5. Derivative Actions
Article 23 to Article 26 of Interpretation IV deal with the derivative actions. Derivative actions aim at protecting the right of minority shareholders. They are originally stipulated in Article 151 of the PRC Company Law. The concept is that minority shareholders under certain circumstances are entitled to require the board of directors (or executive director) or the board of supervisors (or supervisor) to initiate a lawsuit against a director or senior manager who violated his/her duty and caused damages to the company, or may even initiate such lawsuit directly on his/her own behalf to protect the interest of the company if the board of directors (or executive director) or the board of supervisors (or supervisor) refuses his/her request. Article 23 to Article 26 of Interpretation IV focus on the legal procedures for derivative actions and their consequences to both the company and the minority shareholders, if the minority shareholders initiate a lawsuit directly on his/her own behalf. If a minority shareholder initiates a lawsuit directly on their own behalf, the benefits resulting from winning the lawsuit will belong to the company, and not to the minority shareholder. However, in that case, reasonable costs of the lawsuit shall be undertaken by the company.
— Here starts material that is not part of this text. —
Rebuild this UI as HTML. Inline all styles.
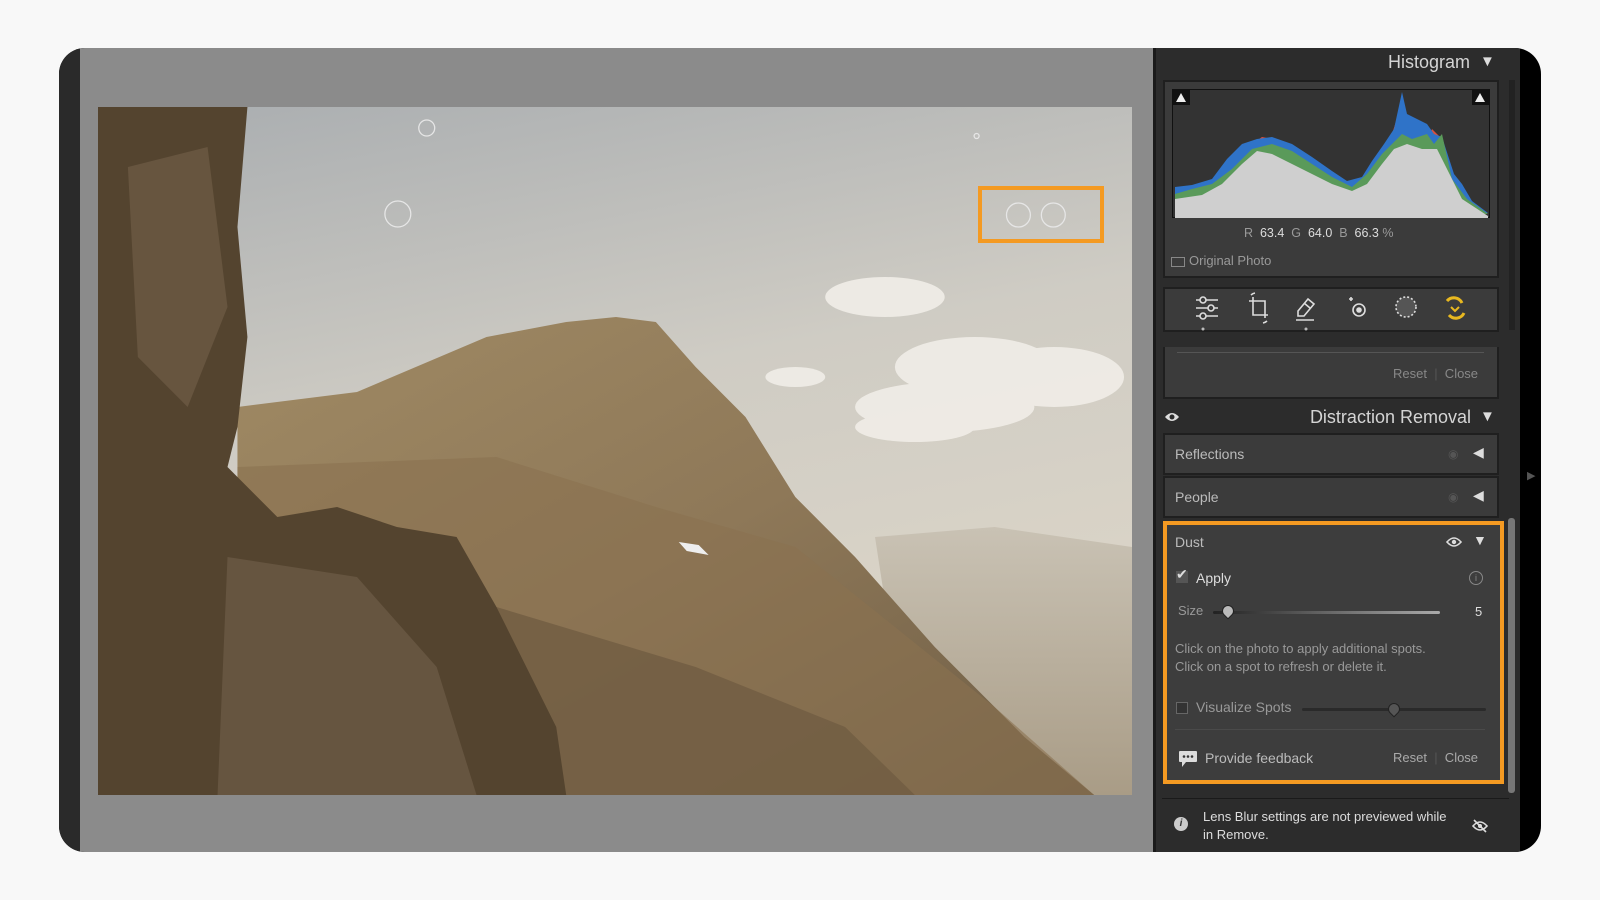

In China, the SPC is entitled to supplement statutory regulations through formal interpretations. Often, stipulations contained in laws and regulations are vague or incomplete so that the interpretations of the SPC considerably help to interpret the law and to avoid disputes. This also applies for Interpretation IV. A number of frequent questions referring to shareholders’ rights and corporate governance issues have now been clarified.